Among the three forging processes, with the increase in temperature (800 °C–1000 °C), the forgings obtained by the CMDF and single-open MDF have the most uniform performance, and those obtained by the double-open MDF at approximately 900 °C have the most uniform properties. The forgings obtained by the single-open MDF are the most uniform under each temperature condition.

4. Conclusions

(1) The recrystallization degree of CMDF reaches 99.5% at 1000 °C and 9 passes, and the average RGS is the smallest, which is approximately 8.1 μm. The RVF of the single-open MDF is approximately 93%, and its average RGS is approximately 13 μm. The double-open MDF basically undergoes dynamic recrystallization, where its maximum recrystallization degree is approximately 99.6%, and its RGS is the smallest, which is approximately 2.9 μm.

(2) Among the three processes, the double-open MDF has the highest recrystallization degree under the same reduction, and its maximum value is approximately 99.75%; the closed MDF has the second highest recrystallization degree, and the single-open MDF has the lowest recrystallization degree. The double-open MDF can obtain a fine grain size of forgings at 9 passes and 1000 °C, and the single-open MDF can easily obtain uniform forgings.

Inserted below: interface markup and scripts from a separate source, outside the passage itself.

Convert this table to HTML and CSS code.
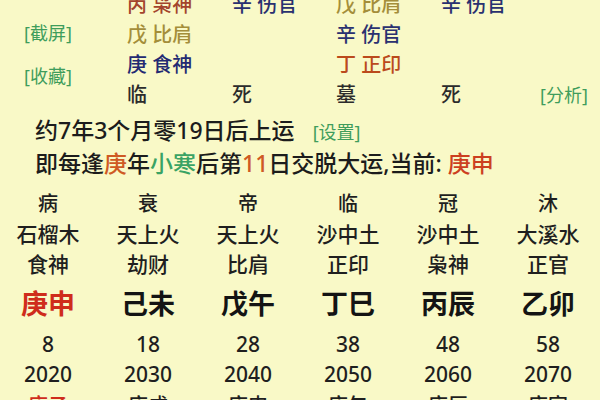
FILE: index.html
```html
<!DOCTYPE html>
<html lang="zh-CN">
<head>
<meta charset="utf-8">
<link rel="stylesheet" href="styles.css">
</head>
<body>
<div class="page">
  <section class="pillars">
    <div class="tools">
      <span class="link">[截屏]</span>
      <span class="link">[收藏]</span>
    </div>
    <div class="cell c-bing">丙 枭神</div>
    <div class="cell c-xin">辛 伤官</div>
    <div class="cell c-wu">戊 比肩</div>
    <div class="cell c-xin">辛 伤官</div>
    <div class="cell side"></div>

    <div class="cell c-wu">戊 比肩</div>
    <div class="cell"></div>
    <div class="cell c-xin">辛 伤官</div>
    <div class="cell"></div>
    <div class="cell side"></div>

    <div class="cell c-geng">庚 食神</div>
    <div class="cell"></div>
    <div class="cell c-ding">丁 正印</div>
    <div class="cell"></div>
    <div class="cell side"></div>

    <div class="cell stage">临</div>
    <div class="cell stage">死</div>
    <div class="cell stage">墓</div>
    <div class="cell stage">死</div>
    <div class="cell side"><span class="link">[分析]</span></div>
  </section>

  <p class="line first">约7年3个月零19日后上运<span class="link set">[设置]</span></p>
  <p class="line">即每逢<span class="o">庚</span>年<span class="g">小寒</span>后第<span class="o">11</span>日交脱大运,当前: <span class="r">庚申</span></p>

  <section class="luck">
    <div class="row r-stage"><span>病</span><span>衰</span><span>帝</span><span>临</span><span>冠</span><span>沐</span></div>
    <div class="row r-nayin"><span class="cut">石榴木</span><span>天上火</span><span>天上火</span><span>沙中土</span><span>沙中土</span><span>大溪水</span></div>
    <div class="row r-god"><span>食神</span><span>劫财</span><span>比肩</span><span>正印</span><span>枭神</span><span>正官</span></div>
    <div class="row r-gz"><span class="red">庚申</span><span>己未</span><span>戊午</span><span>丁巳</span><span>丙辰</span><span>乙卯</span></div>
    <div class="row r-num"><span>8</span><span>18</span><span>28</span><span>38</span><span>48</span><span>58</span></div>
    <div class="row r-num"><span>2020</span><span>2030</span><span>2040</span><span>2050</span><span>2060</span><span>2070</span></div>
    <div class="row r-year"><span class="red">庚子</span><span>庚戌</span><span>庚申</span><span>庚午</span><span>庚辰</span><span>庚寅</span></div>
  </section>
</div>
</body>
</html>
```

FILE: styles.css
```css
* { box-sizing: border-box; }
html, body {
  margin: 0;
  padding: 0;
  width: 600px;
  height: 400px;
  overflow: hidden;
  background: #f9f9c7;
}
body {
  font-family: "Noto Sans", "Noto Sans CJK SC", sans-serif;
  font-weight: 500;
  color: #1f1f1f;
}
.page {
  width: 600px;
  height: 400px;
  overflow: hidden;
}

.pillars {
  display: grid;
  grid-template-columns: 127px 105px 104px 105px 99px 60px;
  grid-template-rows: repeat(4, 30px);
  margin-top: -10px;
}
.tools {
  grid-column: 1;
  grid-row: 1 / span 4;
  display: flex;
  flex-direction: column;
  align-items: flex-start;
  padding: 33px 0 0 24px;
  gap: 22px;
}
.link {
  color: #3f9d5c;
  font-size: 18px;
  font-weight: 400;
  line-height: 21px;
  white-space: nowrap;
}
.cell {
  font-size: 20px;
  line-height: 30px;
  white-space: nowrap;
}
.side { display: flex; align-items: center; }
.c-bing { color: #a3452c; }
.c-xin { color: #2a3170; }
.c-wu { color: #a48e3a; }
.c-geng { color: #232a72; }
.c-ding { color: #bb4a1c; }
.stage { color: #2c2c2c; }

.line {
  margin: 0;
  padding-left: 35px;
  font-size: 23px;
  line-height: 33px;
  white-space: nowrap;
  color: #1c1c1c;
}
.line.first { margin-top: 4px; }
.set { margin-left: 18px; }
.o { color: #cf5a24; }
.g { color: #3aa364; }
.r { color: #cc3f1f; }

.luck {
  margin: 9px 0 0 -2px;
  width: 600px;
}
.row {
  display: grid;
  grid-template-columns: repeat(6, 100px);
  text-align: center;
  white-space: nowrap;
  height: 30px;
  line-height: 30px;
  font-size: 20px;
  color: #1f1f1f;
}
.r-nayin, .r-god { font-size: 21px; }
.r-gz {
  height: 50px;
  line-height: 50px;
  font-size: 27px;
  font-weight: 700;
  color: #141414;
}
.r-num { font-size: 21px; }
.r-year { font-size: 20px; line-height: 34px; height: 34px; }
.red { color: #cf2c1c; }
.cut { clip-path: inset(0 0 0 10px); }
```
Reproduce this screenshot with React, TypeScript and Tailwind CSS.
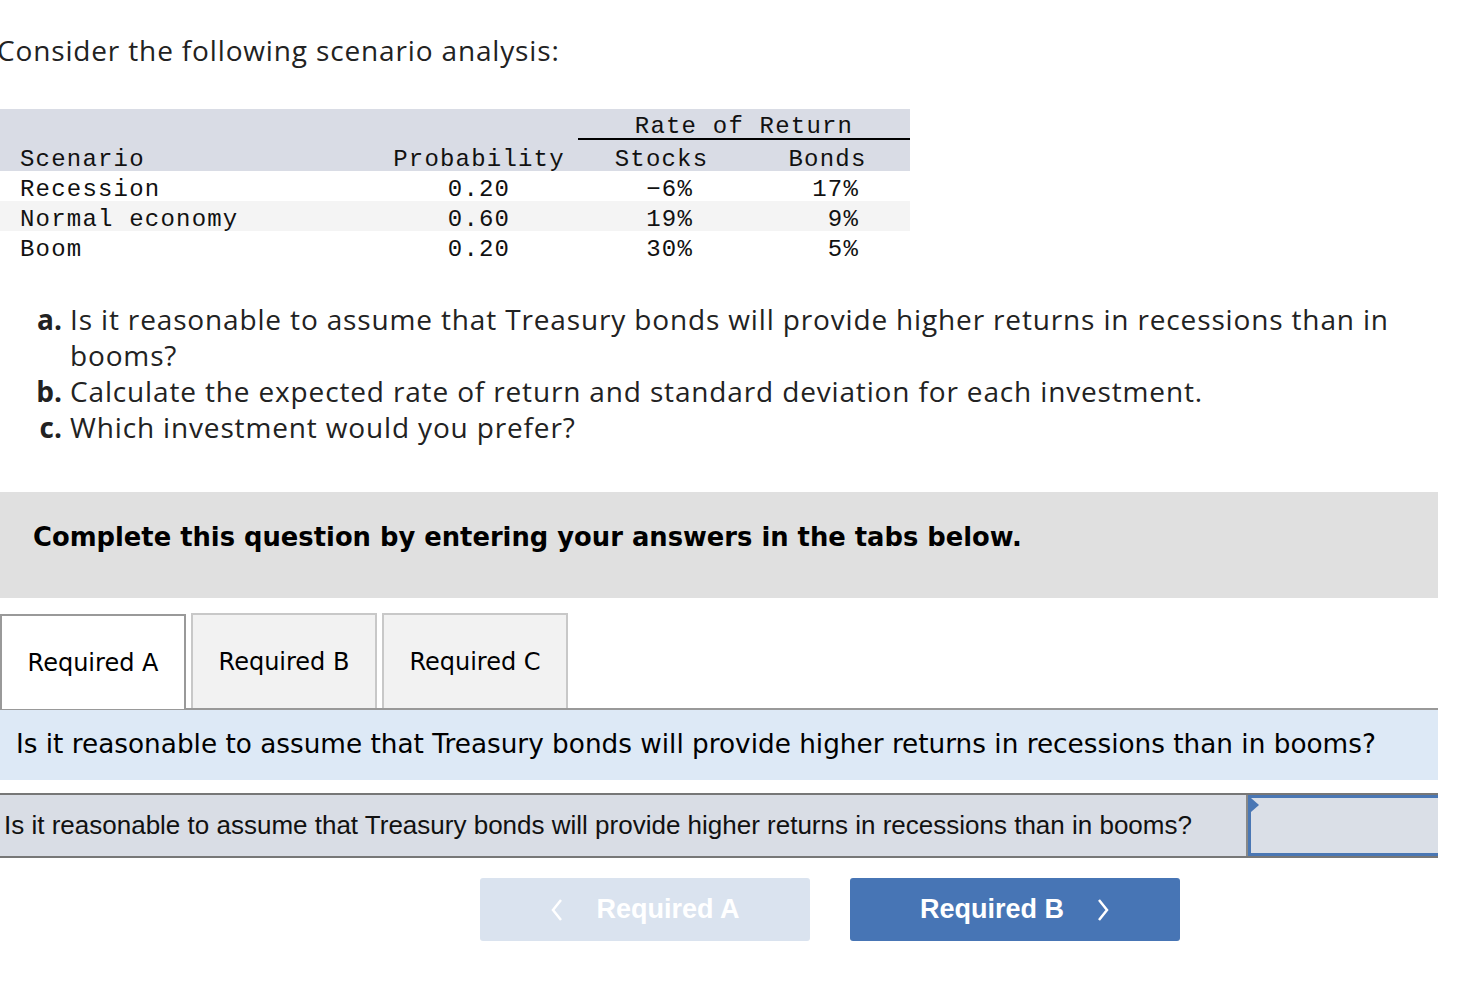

(3) The RGS is relatively small when the temperature is 850 °C–1000 °C, the compression rate is 0.15–0.2, and the pass is 5–9, which are the suitable parameter selection ranges for the CMDF. The obtained RGS is relatively small when the temperature is 950 °C–1000 °C, the compression rate is 0.1–0.2, and the pass is 7–9, which are the suitable parameter selection ranges for single-open MDF. The obtained forgings have a relatively small grain size when the temperature is 850 °C–1000 °C, the compression rate is 0.1–0.2, and the pass is 6–9, which are the suitable parameter selection ranges for the double-open MDF.